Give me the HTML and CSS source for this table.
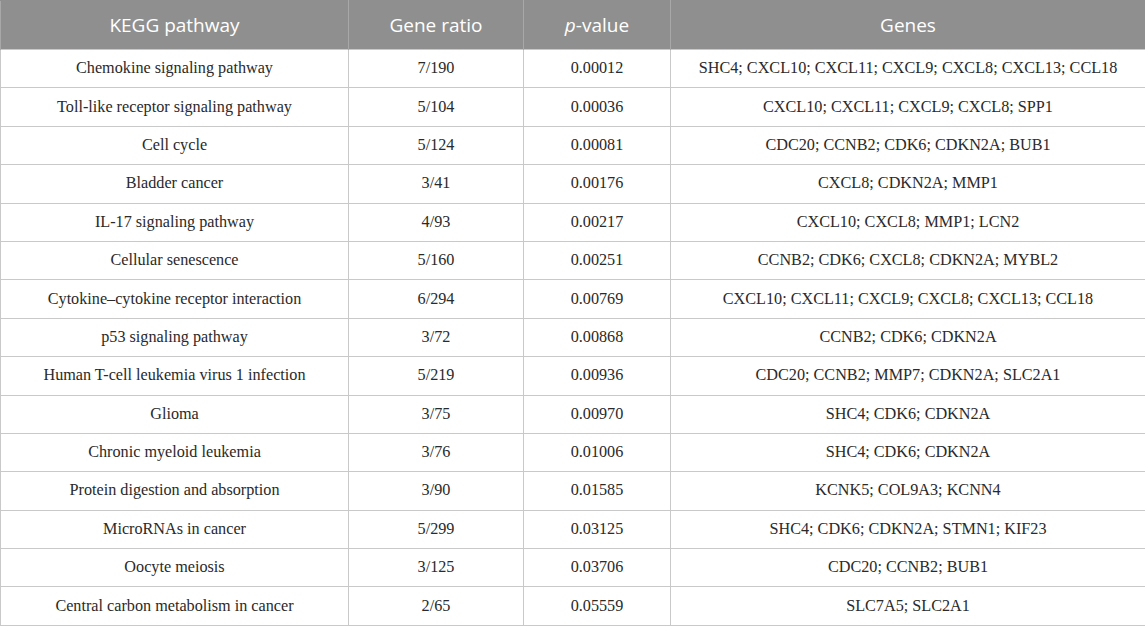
FILE: index.html
```html
<!DOCTYPE html>
<html>
<head>
<meta charset="utf-8">
<link rel="stylesheet" href="styles.css">
</head>
<body>
<table class="kegg">
  <colgroup>
    <col class="c1"><col class="c2"><col class="c3"><col class="c4">
  </colgroup>
  <thead>
    <tr><th>KEGG pathway</th><th>Gene ratio</th><th><i>p</i>-value</th><th>Genes</th></tr>
  </thead>
  <tbody>
    <tr><td>Chemokine signaling pathway</td><td>7/190</td><td>0.00012</td><td>SHC4; CXCL10; CXCL11; CXCL9; CXCL8; CXCL13; CCL18</td></tr>
    <tr><td>Toll-like receptor signaling pathway</td><td>5/104</td><td>0.00036</td><td>CXCL10; CXCL11; CXCL9; CXCL8; SPP1</td></tr>
    <tr><td>Cell cycle</td><td>5/124</td><td>0.00081</td><td>CDC20; CCNB2; CDK6; CDKN2A; BUB1</td></tr>
    <tr><td>Bladder cancer</td><td>3/41</td><td>0.00176</td><td>CXCL8; CDKN2A; MMP1</td></tr>
    <tr><td>IL-17 signaling pathway</td><td>4/93</td><td>0.00217</td><td>CXCL10; CXCL8; MMP1; LCN2</td></tr>
    <tr><td>Cellular senescence</td><td>5/160</td><td>0.00251</td><td>CCNB2; CDK6; CXCL8; CDKN2A; MYBL2</td></tr>
    <tr><td>Cytokine–cytokine receptor interaction</td><td>6/294</td><td>0.00769</td><td>CXCL10; CXCL11; CXCL9; CXCL8; CXCL13; CCL18</td></tr>
    <tr><td>p53 signaling pathway</td><td>3/72</td><td>0.00868</td><td>CCNB2; CDK6; CDKN2A</td></tr>
    <tr><td>Human T-cell leukemia virus 1 infection</td><td>5/219</td><td>0.00936</td><td>CDC20; CCNB2; MMP7; CDKN2A; SLC2A1</td></tr>
    <tr><td>Glioma</td><td>3/75</td><td>0.00970</td><td>SHC4; CDK6; CDKN2A</td></tr>
    <tr><td>Chronic myeloid leukemia</td><td>3/76</td><td>0.01006</td><td>SHC4; CDK6; CDKN2A</td></tr>
    <tr><td>Protein digestion and absorption</td><td>3/90</td><td>0.01585</td><td>KCNK5; COL9A3; KCNN4</td></tr>
    <tr><td>MicroRNAs in cancer</td><td>5/299</td><td>0.03125</td><td>SHC4; CDK6; CDKN2A; STMN1; KIF23</td></tr>
    <tr><td>Oocyte meiosis</td><td>3/125</td><td>0.03706</td><td>CDC20; CCNB2; BUB1</td></tr>
    <tr><td>Central carbon metabolism in cancer</td><td>2/65</td><td>0.05559</td><td>SLC7A5; SLC2A1</td></tr>
  </tbody>
</table>
</body>
</html>
```
FILE: styles.css
```css
html, body {
  margin: 0;
  padding: 0;
  background: #ffffff;
}
.kegg {
  width: 1145px;
  border-collapse: collapse;
  table-layout: fixed;
}
.c1 { width: 348px; }
.c2 { width: 175px; }
.c3 { width: 147px; }
.c4 { width: 475px; }
.kegg th {
  background: #8f8f8f;
  color: #ffffff;
  font-family: "Open Sans", "Noto Sans", sans-serif;
  font-weight: normal;
  font-size: 19px;
  height: 48px;
  padding: 0;
  text-align: center;
  border-left: 1px solid #a8a8a8;
  border-right: 1px solid #a8a8a8;
  border-top: 1px solid #8f8f8f;
}
.kegg td {
  font-family: "Liberation Serif", "Times New Roman", serif;
  font-size: 16.2px;
  color: #2a2a2a;
  height: 37.4px;
  padding: 0;
  text-align: center;
  border: 1px solid #c9c9c9;
}
```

**Goal**
From the data above, copy each line that holds "table".

**Task solution**
Give me the HTML and CSS source for this table.
<table class="kegg">
</table>
  table-layout: fixed;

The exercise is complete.